Es un cuerpo entre la vida y la muerte que
para funcionar ha de recibir “la sangre”, la “prótesis” de la droga. ”Sin ella
no soy nada, ni nadie” suele comentar José. Y no está hablando de su novia, ni
de persona alguna. Está hablando de la cocaína, “su motor”, “sus pilas”.
El joven capturado en un dispositivo de dependencia
vive su cuerpo en una dimensión real, de órganos que le pertenecen o le faltan.
Dimensión del autoerotismo previo a la reflexión especular. La fase
identificatoria del espejo ha sido inoperante. En la primera vuelta a falta de
una mirada de sostén y reconocimiento: sólo ha encontrado una órbita vacía[10], la
misma en la que dice caer cuando le falta la droga. Por eso la satisfacción
pulsional es directa, es desnuda. Por eso lo situamos en una dimensión que está
más allá del principio del placer. Si el sueño es el guardián del dormir, es
también el guardián del cuerpo. Mientras que en el sueño se alucina inventando
representaciones del deseo, la droga es para el adicto la restitución al cuerpo
de un órgano faltante, una “prótesis psíquica” que se constituye en el
equivalente de una formación alucinatoria, José como otros tantos, no puede
soñar; no puede a través del sueño inventarse cuerpos que lo representen y que
representen su deseo. La pesadilla tampoco se le aparece de noche solo como un
mal sueño. Es su sueño permanente.
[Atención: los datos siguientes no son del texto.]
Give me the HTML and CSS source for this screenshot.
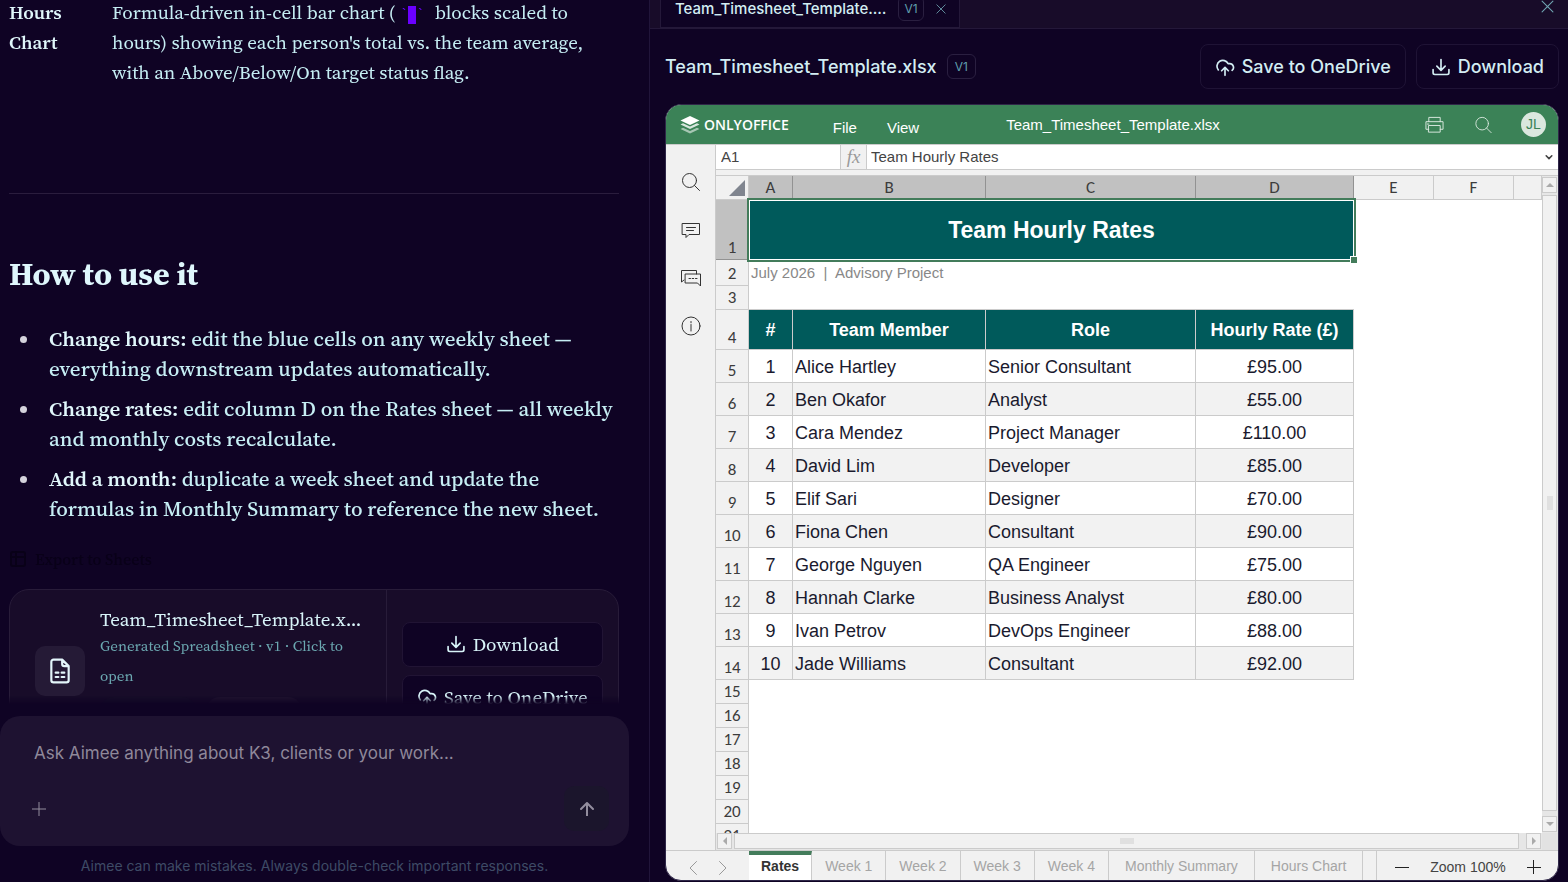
FILE: index.html
```
<!DOCTYPE html>
<html lang="en">
<head>
<meta charset="utf-8">
<title>Team_Timesheet_Template.xlsx</title>
<link rel="stylesheet" href="styles.css">
</head>
<body>
<svg width="0" height="0" class="defs" aria-hidden="true">
  <symbol id="i-download" viewBox="0 0 24 24"><path d="M12 3v13M7 11l5 5 5-5M2.500 15v4a2 2 0 0 0 2 2h15a2 2 0 0 0 2-2v-4"/></symbol>
  <symbol id="i-cloud" viewBox="0 0 24 24"><path d="M12 22v-9M8 16.500l4-4 4 4M4 15.500A7 7 0 1 1 15.700 8h1.800a4.500 4.500 0 0 1 3 8"/></symbol>
  <symbol id="i-x" viewBox="0 0 12 12"><path d="M1 1l10 10M11 1L1 11"/></symbol>
  <symbol id="i-search" viewBox="0 0 20 20"><circle cx="8.500" cy="8.500" r="7"/><path d="M13.500 13.500l5 5"/></symbol>
</svg>
<div class="app">
  <main class="chat">
    <section class="thread">
      <div class="sheet-row">
        <strong>Hours Chart</strong>
        <p>Formula-driven in-cell bar chart ( <code>`<i class="block"></i>`</code> blocks scaled to hours) showing each person's total vs. the team average, with an Above/Below/On target status flag.</p>
      </div>
      <hr>
      <h2>How to use it</h2>
      <ul>
        <li><strong>Change hours:</strong> edit the blue cells on any weekly sheet — everything downstream updates automatically.</li>
        <li><strong>Change rates:</strong> edit column D on the Rates sheet — all weekly and monthly costs recalculate.</li>
        <li><strong>Add a month:</strong> duplicate a week sheet and update the formulas in Monthly Summary to reference the new sheet.</li>
      </ul>
      <button class="export"><svg viewBox="0 0 18 18"><rect x="2" y="2" width="14" height="14" rx="2"/><path d="M2 7h14M7 2v14"/></svg>Export to Sheets</button>
      <article class="file-card">
        <div class="file-main">
          <span class="file-icon"><svg viewBox="0 0 24 24"><path d="M14 1.500H6a2 2 0 0 0-2 2v17a2 2 0 0 0 2 2h12a2 2 0 0 0 2-2V7.500zM14 1.500v4a2 2 0 0 0 2 2h4M8 13.500h2.500M13.500 13.500h2.500M8 17.500h2.500M13.500 17.500h2.500"/></svg></span>
          <div class="file-text">
            <div class="file-name">Team_Timesheet_Template.xlsx</div>
            <div class="file-meta">Generated Spreadsheet · v1 · Click to open</div>
            <div class="chips"><span class="chip green"></span><span class="chip"></span></div>
          </div>
        </div>
        <div class="file-actions">
          <button><svg><use href="#i-download"/></svg>Download</button>
          <button><svg><use href="#i-cloud"/></svg>Save to OneDrive</button>
        </div>
      </article>
    </section>
    <form class="composer">
      <input type="text" aria-label="Message" placeholder="Ask Aimee anything about K3, clients or your work...">
      <div class="composer-bar">
        <button type="button" class="plus" aria-label="Add"><svg viewBox="0 0 14 14"><path d="M7 0v14M0 7h14"/></svg></button>
        <button type="button" class="send" aria-label="Send"><svg viewBox="0 0 14 14"><path d="M7 14V1M1 7l6-6 6 6"/></svg></button>
      </div>
    </form>
    <p class="disclaimer">Aimee can make mistakes. Always double-check important responses.</p>
  </main>

  <section class="panel">
    <div class="tabbar">
      <div class="tab"><span class="tab-name">Team_Timesheet_Template.…</span><span class="version">V1</span><button aria-label="Close tab"><svg><use href="#i-x"/></svg></button></div>
      <button class="close" aria-label="Close panel"><svg><use href="#i-x"/></svg></button>
    </div>
    <div class="toolbar">
      <h1>Team_Timesheet_Template.xlsx</h1><span class="version">V1</span>
      <div class="toolbar-actions">
        <button><svg><use href="#i-cloud"/></svg>Save to OneDrive</button>
        <button><svg><use href="#i-download"/></svg>Download</button>
      </div>
    </div>

    <div class="editor">
      <header class="ed-head">
        <div class="ed-left">
          <span class="brand"><svg viewBox="0 0 20 18"><path d="M10 0l9.500 4.500L10 9 .5 4.500z"/><path opacity=".8" d="M.5 8.500l2.500-1.200 7 3.200 7-3.200 2.500 1.200L10 13z"/><path opacity=".55" d="M.5 13l2.500-1.200 7 3.200 7-3.200L19.500 13 10 17.500z"/></svg>ONLYOFFICE</span>
          <button>File</button><button>View</button>
        </div>
        <span class="ed-title">Team_Timesheet_Template.xlsx</span>
        <div class="ed-right">
          <button aria-label="Print"><svg viewBox="0 0 20 18"><path d="M4 5.500V1h12v4.500M4 13.500H1v-8h18v8h-3M4 9.500h12v7H4zM2.500 8h1.500"/></svg></button>
          <button aria-label="Search"><svg><use href="#i-search"/></svg></button>
          <span class="avatar">JL</span>
        </div>
      </header>
      <div class="ed-body">
        <nav class="rail">
          <button aria-label="Find"><svg><use href="#i-search"/></svg></button>
          <button aria-label="Comments"><svg viewBox="0 0 20 20"><path d="M1.500 3.500h17v11H8l-3 3v-3H1.500zM5.500 7.500h9M5.500 10.500h7"/></svg></button>
          <button aria-label="Chat"><svg viewBox="0 0 20 20"><path d="M15.500 6V2.500h-15v11.500l2.500-2M4.500 6h15v12l-3-3h-12zM8 10.500h1.500M11.200 10.500h1.500M14.500 10.500h1.500"/></svg></button>
          <button aria-label="About"><svg viewBox="0 0 20 20"><circle cx="10" cy="10" r="9"/><path d="M10 8.500V15M10 5.500v1.300"/></svg></button>
        </nav>
        <div class="work">
          <div class="formula">
            <input class="cell-name" aria-label="Cell name" value="A1">
            <span class="fx">fx</span>
            <input class="cell-value" aria-label="Formula" value="Team Hourly Rates">
            <button aria-label="Expand"><svg viewBox="0 0 10 10"><path d="M1.500 3.500L5 7l3.500-3.500"/></svg></button>
          </div>
          <div class="grid-area">
            <div class="cells">
              <table>
                <colgroup><col class="c-h"><col class="c-a"><col class="c-b"><col class="c-c"><col class="c-d"><col class="c-e"><col class="c-e"><col></colgroup>
                <thead><tr><th class="corner"><svg viewBox="0 0 16 16"><path d="M16 0v16H0z"/></svg></th><th class="on">A</th><th class="on">B</th><th class="on">C</th><th class="on">D</th><th>E</th><th>F</th><th></th></tr></thead>
                <tbody>
                  <tr class="r1"><th class="on">1</th><td class="title" colspan="4">Team Hourly Rates</td></tr>
                  <tr class="r2"><th>2</th><td class="note" colspan="4">July 2026&nbsp; |&nbsp; Advisory Project</td></tr>
                  <tr><th>3</th><td class="top" colspan="4"></td></tr>
                  <tr class="r4"><th>4</th><td>#</td><td>Team Member</td><td>Role</td><td>Hourly Rate (£)</td></tr>
                  <tr class="d"><th>5</th><td>1</td><td>Alice Hartley</td><td>Senior Consultant</td><td>£95.00</td></tr>
                  <tr class="d alt"><th>6</th><td>2</td><td>Ben Okafor</td><td>Analyst</td><td>£55.00</td></tr>
                  <tr class="d"><th>7</th><td>3</td><td>Cara Mendez</td><td>Project Manager</td><td>£110.00</td></tr>
                  <tr class="d alt"><th>8</th><td>4</td><td>David Lim</td><td>Developer</td><td>£85.00</td></tr>
                  <tr class="d"><th>9</th><td>5</td><td>Elif Sari</td><td>Designer</td><td>£70.00</td></tr>
                  <tr class="d alt"><th>10</th><td>6</td><td>Fiona Chen</td><td>Consultant</td><td>£90.00</td></tr>
                  <tr class="d"><th>11</th><td>7</td><td>George Nguyen</td><td>QA Engineer</td><td>£75.00</td></tr>
                  <tr class="d alt"><th>12</th><td>8</td><td>Hannah Clarke</td><td>Business Analyst</td><td>£80.00</td></tr>
                  <tr class="d"><th>13</th><td>9</td><td>Ivan Petrov</td><td>DevOps Engineer</td><td>£88.00</td></tr>
                  <tr class="d alt"><th>14</th><td>10</td><td>Jade Williams</td><td>Consultant</td><td>£92.00</td></tr>
                  <tr><th>15</th></tr><tr><th>16</th></tr><tr><th>17</th></tr><tr><th>18</th></tr><tr><th>19</th></tr><tr><th>20</th></tr><tr><th>21</th></tr>
                </tbody>
              </table>
            </div>
            <div class="scroll v"><button aria-label="Scroll up"><svg viewBox="0 0 8 8"><path d="M0 6l4-4 4 4z"/></svg></button><div class="track"><i></i></div><button aria-label="Scroll down"><svg viewBox="0 0 8 8"><path d="M0 2l4 4 4-4z"/></svg></button></div>
            <div class="scroll h"><button aria-label="Scroll left"><svg viewBox="0 0 8 8"><path d="M6 0L2 4l4 4z"/></svg></button><div class="track"><i></i></div><button aria-label="Scroll right"><svg viewBox="0 0 8 8"><path d="M2 0l4 4-4 4z"/></svg></button></div>
          </div>
        </div>
      </div>
      <footer class="ed-foot">
        <div class="arrows"><button aria-label="Previous sheet"><svg viewBox="0 0 8 14"><path d="M7.500.5L1 7l6.500 6.500"/></svg></button><button aria-label="Next sheet"><svg viewBox="0 0 8 14"><path d="M.5.5L7 7 .5 13.500"/></svg></button></div>
        <div class="sheets"><button class="current">Rates</button><button>Week 1</button><button>Week 2</button><button>Week 3</button><button>Week 4</button><button class="wide">Monthly Summary</button><button class="wide">Hours Chart</button></div>
        <div class="zoom"><button aria-label="Zoom out"><svg viewBox="0 0 14 14"><path d="M0 7.500h14"/></svg></button><span>Zoom 100%</span><button aria-label="Zoom in"><svg viewBox="0 0 14 14"><path d="M0 7.500h14M6.500 0v14"/></svg></button></div>
      </footer>
    </div>
  </section>
</div>
</body>
</html>
```
FILE: styles.css
```
* { box-sizing: border-box; }
body { margin: 0; background: #0f0324; color: #c6eef4; font-family: Inter, sans-serif; }
button, input { font: inherit; color: inherit; background: none; border: 0; padding: 0; margin: 0; }
button { display: inline-flex; align-items: center; justify-content: center; cursor: pointer; }
input { outline: 0; min-width: 0; }
h1, h2, p, ul { margin: 0; }
svg { fill: none; stroke: currentColor; stroke-linecap: round; stroke-linejoin: round; flex: none; }
.defs { position: absolute; }
.app { display: grid; grid-template-columns: 650fr 918fr; height: 100vh; overflow: hidden; }

/* Conversation */
.chat { display: flex; flex-direction: column; min-width: 0; min-height: 0; padding-right: 20px; border-right: 1px solid #21153a; }
.thread { flex: 1; min-height: 0; overflow: hidden; padding: 0 10px 0 9px; font-family: "Source Serif 4", "Liberation Serif", serif; font-size: 21px; line-height: 30px; -webkit-mask-image: linear-gradient(to top, transparent, #000 8px); mask-image: linear-gradient(to top, transparent, #000 8px); }
.thread strong { font-weight: 600; color: #e0f7fb; }
.sheet-row { display: grid; grid-template-columns: 63px 1fr; gap: 40px; margin-top: -3px; font-size: 19px; }
.sheet-row p { padding-right: 20px; }
code { font: 14px "Liberation Mono", monospace; color: #6a00ff; padding: 0 6px 0 0; }
.block { display: inline-block; width: 8px; height: 18px; background: #6a00ff; vertical-align: middle; }
hr { margin: 106px 0 0; border: 0; border-top: 1px solid #2a1d3d; }
h2 { margin-top: 60px; font-size: 32px; line-height: 40px; color: #dff7fc; }
ul { margin-top: 30px; padding-left: 32px; display: grid; gap: 10px; font-weight: 500; }
li { padding-left: 8px; }
li::marker { color: #d5d3dc; }
.export { display: flex; gap: 8px; margin-top: 20px; font-size: 16px; font-weight: 500; color: #090118; }
.export svg { width: 18px; height: 18px; stroke-width: 2; }
.file-card { display: grid; grid-template-columns: 378fr 232fr; height: 164px; margin-top: 15px; border: 1px solid #281c39; border-radius: 20px; background: #180c29; }
.file-main { display: flex; align-items: center; gap: 15px; padding: 0 20px 0 25px; min-width: 0; border-right: 1px solid #281c39; }
.file-icon { display: grid; place-items: center; flex: none; width: 50px; height: 50px; border-radius: 10px; background: #251a36; color: #e4f6fb; }
.file-icon svg { width: 26px; height: 26px; stroke-width: 2; }
.file-text { min-width: 0; align-self: flex-start; padding-top: 17px; }
.file-name { font-size: 19px; color: #d8f4f9; line-height: 24px; white-space: nowrap; overflow: hidden; text-overflow: ellipsis; }
.file-meta { padding-right: 9px; font-size: 15px; color: #6ba7b0; }
.chips { display: flex; gap: 10px; margin-top: 6px; }
.chip { width: 96px; height: 28px; border-radius: 14px; background: #20142f; }
.chip.green { background: #170f29; }
.file-actions { display: flex; flex-direction: column; justify-content: center; gap: 8px; padding: 0 15px; }
.file-actions button { height: 45px; gap: 7px; padding-bottom: 2px; border: 1px solid #211434; border-radius: 8px; background: #0f0324; font-size: 19px; color: #d8f4f9; }
.file-actions svg, .toolbar-actions svg { width: 20px; height: 20px; stroke-width: 2; }
.composer { display: flex; flex-direction: column; justify-content: space-between; height: 130px; margin-top: 12px; padding: 20px 20px 15px 34px; border-radius: 20px; background: #1e1231; }
.composer input { height: 34px; font-size: 17px; }
.composer input::placeholder { color: #8f889a; opacity: 1; }
.composer-bar { display: flex; justify-content: space-between; align-items: center; margin-left: -2px; color: #938d9e; }
.composer-bar svg { width: 14px; height: 14px; stroke-width: 1; }
.send { width: 45px; height: 45px; border-radius: 10px; background: #1b152c; }
.send svg { stroke-width: 2; }
.disclaimer { padding: 9px 0 5px; text-align: center; font-size: 14px; line-height: 22px; color: #3e4b66; }

/* File panel */
.panel { display: flex; flex-direction: column; min-width: 0; min-height: 0; }
.tabbar { display: flex; align-items: flex-end; justify-content: space-between; height: 29px; flex: none; padding: 0 14px 0 10px; overflow: hidden; background: #180c29; border-bottom: 1px solid #241839; }
.tab { display: flex; align-items: center; gap: 12px; width: 300px; height: 39px; flex: none; padding: 0 12px 0 14px; background: #0f0324; border: 1px solid #241839; }
.tab-name { font-size: 15px; font-weight: 500; white-space: nowrap; color: #d3edf3; }
.tab button, .close { color: #70a5b2; }
.tab svg { width: 10px; height: 10px; }
.tab .version { padding: 0 5px; }
.close { height: 44px; }
.close svg { width: 13px; height: 13px; }
.version { padding: 0 7px; border: 1px solid #2a1f40; border-radius: 6px; font-size: 12px; line-height: 23px; color: #5f9eac; }
.toolbar { display: flex; align-items: center; gap: 10px; height: 75px; flex: none; padding: 0 9px 0 15px; }
h1 { font-size: 18px; font-weight: 500; color: #d3edf3; white-space: nowrap; }
.toolbar-actions { display: flex; gap: 10px; margin-left: auto; }
.toolbar-actions button { height: 45px; gap: 7px; padding: 0 14px; border: 1px solid #1f1335; border-radius: 8px; font-size: 18px; font-weight: 500; color: #d3edf3; white-space: nowrap; }

/* Spreadsheet editor */
.editor { display: flex; flex-direction: column; flex: 1; min-height: 0; margin: 0 9px 1px 15px; border: 1px solid #2f2748; border-radius: 16px; overflow: hidden; background: #f1f1f1; color: #444; font-family: "Liberation Sans", sans-serif; font-size: 15px; }
.ed-head { display: grid; grid-template-columns: 1fr auto 1fr; align-items: center; height: 39px; flex: none; padding: 0 12px 0 14px; background: #3b8257; color: #fff; }
.ed-left { display: flex; align-items: center; gap: 30px; }
.ed-left button { padding-top: 5px; }
.brand { display: flex; align-items: center; gap: 4px; margin-right: 14px; font: 600 14px "Open Sans", sans-serif; }
.brand svg { width: 20px; height: 18px; fill: #fff; stroke: none; }
.ed-right { display: flex; align-items: center; justify-content: flex-end; gap: 30px; color: #dcebe1; }
.ed-right svg { width: 19px; height: 18px; stroke-width: 1; }
.avatar { width: 25px; height: 25px; margin-left: -2px; border-radius: 50%; background: #dae7de; color: #3b8257; font-size: 14px; line-height: 25px; text-align: center; }
.ed-body { display: grid; grid-template-columns: 50px 1fr; flex: 1; min-height: 0; border-top: 1px solid #cbcbcb; }
.rail { display: flex; flex-direction: column; align-items: center; gap: 28px; padding: 27px 0 0; border-right: 1px solid #cbcbcb; }
.rail svg { width: 20px; height: 20px; stroke-width: 1; stroke: #333; }
.work { display: flex; flex-direction: column; min-width: 0; min-height: 0; }
.formula { display: flex; height: 25px; flex: none; background: #fff; border-bottom: 1px solid #cbcbcb; }
.formula input { padding-bottom: 2px; }
.cell-name { width: 124px; padding-left: 5px; }
.fx { width: 27px; border: 1px solid #cbcbcb; border-width: 0 1px; background: #f1f1f1; color: #999; text-align: center; font: italic 19px/23px "Liberation Serif", serif; }
.cell-value { flex: 1; padding-left: 4px; }
.formula button { width: 18px; }
.formula svg { width: 8px; height: 8px; stroke-width: 2; }
.grid-area { display: grid; grid-template-columns: 1fr 16px; grid-template-rows: 1fr 17px; flex: 1; min-height: 0; margin-top: 5px; border-top: 1px solid #cbcbcb; background: #e2e2e2; }
.cells { overflow: hidden; background: #fff; min-height: 0; }
table { width: 100%; table-layout: fixed; border-collapse: separate; border-spacing: 0; }
.c-h { width: 33px; } .c-a { width: 44px; } .c-b { width: 193px; } .c-c { width: 210px; } .c-d { width: 158px; } .c-e { width: 80px; }
tr { height: 24px; }
th { padding: 0; height: 24px; border: solid #cbcbcb; border-width: 0 1px 1px 0; background: #f1f1f1; font: 17px/23px Carlito, Lato, sans-serif; color: #3c3c3c; vertical-align: bottom; }
th.on { background: #c1c1c1; border-color: #929292; }
.corner svg { display: block; width: 16px; height: 16px; margin: 0 3px 3px auto; fill: #80858f; stroke: none; }
td { padding: 0 2px; font-size: 18px; color: #1a1a2e; text-align: left; }
.r1 { height: 60px; } .r2 { height: 26px; } .r4 { height: 40px; } .d { height: 33px; }
.title { position: relative; background: #005a5b; color: #fff; font-size: 23px; font-weight: bold; text-align: center; border: 1px solid #fff; box-shadow: 0 0 0 2px #437c5b; }
.title::after { content: ""; position: absolute; right: -4px; bottom: -4px; width: 6px; height: 6px; background: #437c5b; border: solid #fff; border-width: 1px 0 0 1px; }
.note { padding-bottom: 2px; font-size: 15px; color: #888; }
.top { border-bottom: 1px solid #cbcbcb; }
.r4 td, .d td { padding-top: 2px; border: solid #cbcbcb; border-width: 0 1px 1px 0; }
.r4 td { background: #005a5b; color: #fff; font-weight: bold; text-align: center; }
.alt td { background: #f2f2f2; }
.d td:nth-child(2), .d td:last-child { text-align: center; }
.scroll { display: flex; align-items: stretch; gap: 2px; background: #e6e6e6; }
.scroll.v { flex-direction: column; padding: 1px 1px 1px 0; }
.scroll.h { padding: 0 1px 1px 1px; }
.scroll button { width: 15px; height: 16px; flex: none; border: 1px solid #cbcbcb; background: #f1f1f1; }
.scroll button svg { width: 8px; height: 8px; fill: #aaa; stroke: none; }
.track { display: grid; place-items: center; flex: 1; border: 1px solid #cbcbcb; background: #f1f1f1; }
.track i { background: #e0e0e0; }
.v .track { margin-bottom: 3px; } .v i { width: 6px; height: 14px; }
.h .track { margin-right: 5px; } .h i { width: 14px; height: 6px; }
.ed-foot { display: flex; height: 30px; flex: none; border-top: 1px solid #cbcbcb; font-size: 14px; }
.arrows { display: flex; align-items: center; gap: 22px; width: 83px; padding: 4px 0 0 23px; color: #999; }
.arrows svg { width: 8px; height: 14px; }
.sheets { display: flex; flex: 1; min-width: 0; color: #a5a5a5; }
.sheets button { padding: 0 13px; border-right: 1px solid #cbcbcb; white-space: nowrap; }
.sheets .wide { padding: 0 16px; }
.sheets .current { padding: 0 12px; border-top: 4px solid #437c5b; padding-bottom: 4px; background: #fff; color: #333; font-weight: bold; }
.zoom { display: flex; align-items: center; justify-content: space-between; width: 182px; padding: 3px 17px 0 18px; border-left: 1px solid #cbcbcb; }
.zoom svg { width: 14px; height: 14px; stroke-width: 1; stroke: #222; }
```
De día y de noche se debate entre el cuerpo
paralizado, apresado, desvitalizado y el de una errancia sonámbula permanente y
dislocada.
Restablecer y/o construir la vía que va de la droga al
sueño, del goce mortífero del trauma a la ligazón, del cuerpo de la pesadilla
al cuerpo erógeno del sueño y su despertar, es el difícil y complicado camino
que el psicoanalista debe procurar que transite el paciente toxicómano, camino
que casi nunca o sólo muy pocas veces, éste, lo ha recorrido.